There is a house in Santa Fe, New Mexico. The family that lived in it has vanished, having disappeared into the tangle of corridors and rooms that spill out across space and time. If you wander through those 70 rooms, you will encounter bizarre forests, banks of televisions, and enormous caterpillars. The mystery of what happened to that family is up to you as a visitor to solve.

“The House of Eternal Return,” which opened in 2016, is the first major interactive art installation developed by Meow Wolf, a Santa Fe-based art and entertainment company with a growing portfolio. The house, located in Meow Wolf’s headquarters in a converted bowling alley, is an example of a growing trend of interactive and experimental art spaces that seek to draw visitors into larger narrative experiences.

“People really like explorable storytelling experiences,” explains Joanna Garner, Senior Narrative Director at Meow Wolf. “When you mix a mind-blowing visual experience with immersive and nonlinear storytelling, you get something really special.”

Meow Wolf’s installations are designed to gently draw people into a broader narrative, and to give them a seamless, interactive experience in navigating it. According to Garner, they focus on the “accessible unknown,” using initially familiar settings, such as a house, as a bridge to strange and magical locations. Creating a nonlinear narrative involves tinkering with how to signal important details in a subtle way — leaving a binder of information out with bookmarks to important passages, or adding light so that particular clues are visible. “We think about it in terms of signposts, trailheads, and payoffs,” Garner says. A trailhead establishes a narrative thread; signposts suggest how to follow it; and the payoffs offer the reward.

“When you mix a mind-blowing visual experience with immersive and nonlinear storytelling, you get something really special.”

This might sound similar to escape rooms, which also focus on environmental storytelling (albeit in a puzzle-solving context). But Garner, who was initially trained as a playwright at the University of Texas at Austin, notes that Meow Wolf’s presentation is closer in some ways to immersive theater.

This makes sense because interactive and site-specific theatrical events have a long history of attempting to bring the audience inside the narrative. Sleep No More, an interpretation of Macbeth by the company Punchdrunk that opened in New York City in 2011, is a famous recent example. The audience can interact directly with the performers, not only piecing the story together but actually joining it. That live theatrical component is an artistic direction that Garner is interested in pursuing: “You get that amazing thing that happens when you’re in a space, and you’re seen by the space and by the performer, and you’re in this beautiful communal co-creation.”

Sound is also a major factor in creating an immersive experience, says Meow Wolf sound designer Meason Wiley. You don’t want the soundscape to be tied to speakers, or feature obvious loops. “A lot of times we’re using a lot of very unique spaces not necessarily designed for sound,” Wiley said.

He says that his team has been working to incorporate autonomous audio systems that gather data about the space and modify themselves through machine-learning to create unique and organic soundscapes. They also use robotics to create physical noises, such as massive armatures that clang together to create industrial sounds. Wiley says that since the same computer systems control the lights, physical motors, and simulated sounds, the space can react holistically to the data it takes in.

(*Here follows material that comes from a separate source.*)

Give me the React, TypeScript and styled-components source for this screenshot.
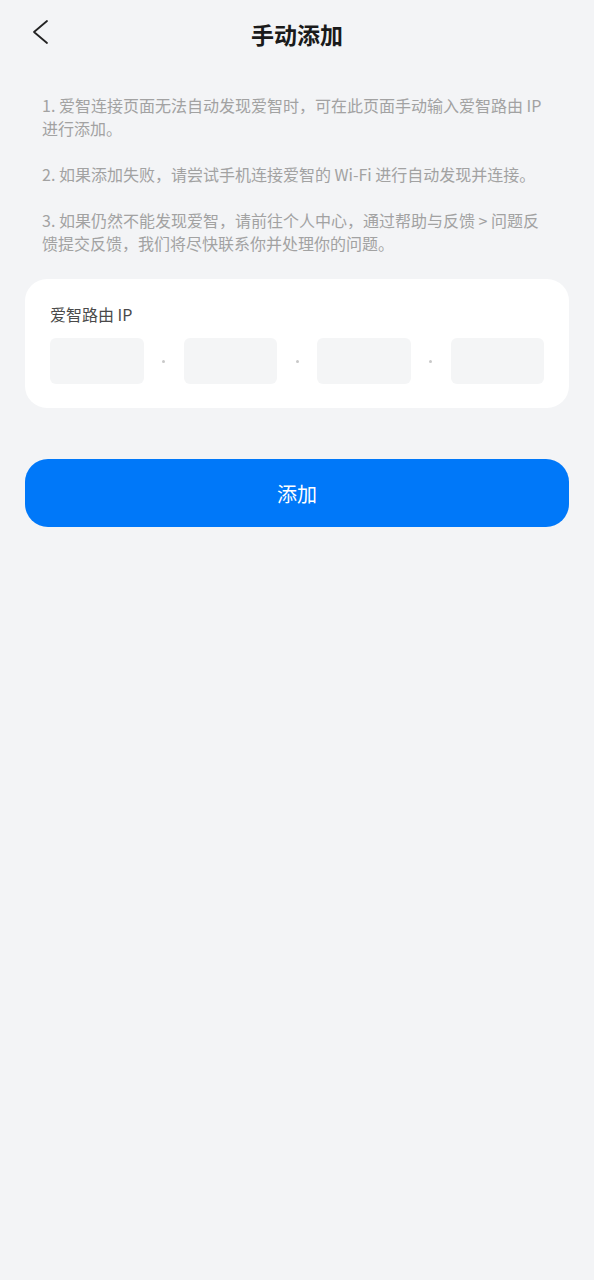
import React from "react";
import styled, { createGlobalStyle } from "styled-components";

const Global = createGlobalStyle`
  html, body { margin: 0; padding: 0; background: #f3f4f6; }
  body { font-family: "Noto Sans CJK SC", "Noto Sans", sans-serif; }
  * { box-sizing: border-box; }
`;

const Page = styled.div`
  min-height: 1280px;
  background: #f3f4f6;
  display: flex;
  flex-direction: column;
`;

const Header = styled.div`
  height: 68px;
  display: flex;
  align-items: center;
  justify-content: center;
  position: relative;
`;

const BackButton = styled.div`
  position: absolute;
  left: 28px;
  top: 16px;
  width: 24px;
  height: 32px;
  display: flex;
`;

const Title = styled.div`
  font-size: 23px;
  font-weight: 700;
  color: #1a1a1a;
  line-height: 30px;
`;

const Notes = styled.div`
  padding: 26px 42px 0;
  display: flex;
  flex-direction: column;
  gap: 23px;
`;

const Note = styled.p`
  margin: 0;
  font-size: 16px;
  line-height: 23px;
  color: #a2a2a2;
`;

const Card = styled.div`
  margin: 24px 25px 0;
  background: #ffffff;
  border-radius: 22px;
  padding: 24px 25px 24px;
`;

const Label = styled.div`
  font-size: 16px;
  line-height: 22px;
  color: #4a4a4a;
`;

const IpRow = styled.div`
  margin-top: 13px;
  display: flex;
  align-items: center;
`;

const IpInput = styled.div`
  flex: 1;
  height: 46px;
  background: #f4f5f6;
  border-radius: 6px;
`;

const Sep = styled.div`
  width: 40px;
  display: flex;
  justify-content: center;
  align-items: center;
  &::after {
    content: "";
    width: 3px;
    height: 3px;
    border-radius: 50%;
    background: #c8c8c8;
  }
`;

const AddButton = styled.button`
  margin: 51px 25px 0;
  height: 68px;
  border: none;
  border-radius: 23px;
  background: #0078f9;
  color: #ffffff;
  font-family: "Noto Sans CJK SC", "Noto Sans", sans-serif;
  font-size: 20px;
  display: flex;
  align-items: center;
  justify-content: center;
`;

export default function App() {
  return (
    <Page>
      <Global />
      <Header>
        <BackButton>
          <svg width="24" height="32" viewBox="0 0 24 32">
            <polyline
              points="19,5 6,16 19,27"
              fill="none"
              stroke="#222"
              strokeWidth="1.8"
              strokeLinecap="round"
              strokeLinejoin="round"
            />
          </svg>
        </BackButton>
        <Title>手动添加</Title>
      </Header>
      <Notes>
        <Note>1. 爱智连接页面无法自动发现爱智时，可在此页面手动输入爱智路由 IP 进行添加。</Note>
        <Note>2. 如果添加失败，请尝试手机连接爱智的 Wi-Fi 进行自动发现并连接。</Note>
        <Note>3. 如果仍然不能发现爱智，请前往个人中心，通过帮助与反馈 &gt; 问题反馈提交反馈，我们将尽快联系你并处理你的问题。</Note>
      </Notes>
      <Card>
        <Label>爱智路由 IP</Label>
        <IpRow>
          <IpInput />
          <Sep />
          <IpInput />
          <Sep />
          <IpInput />
          <Sep />
          <IpInput />
        </IpRow>
      </Card>
      <AddButton>添加</AddButton>
    </Page>
  );
}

These sorts of integrations of visual and sound are becoming fertile testing grounds for all kinds of artistic installations, from the commercial — Disney World’s new Star Wars: Galaxy’s Edge park, which tries to fully immerse visitors in a distant galaxy — to immersive museum exhibits, such as in New York City’s Tenement Museum — to the more broadly experimental. All of these different approaches ultimately seek the same thing — to drop visitors into a world of the artist’s choosing, as surely as if they’d fallen through a real portal at “The House of Eternal Return.”

“As world-builders we have a responsibility to imagine a world we want to live in,” Garner emphasizes. “Because we’re living in an age when things feel bleak, there’s a tendency for world-building in video games or large epic franchises to tend toward a really dystopian view, or a strong look at good versus evil, or pure escapism ... I’m interested in how we create immersive experiences that encourage people to step inside and participate in the world versus passively watching it ... The ultimate reason for being alive is to create and manifest.”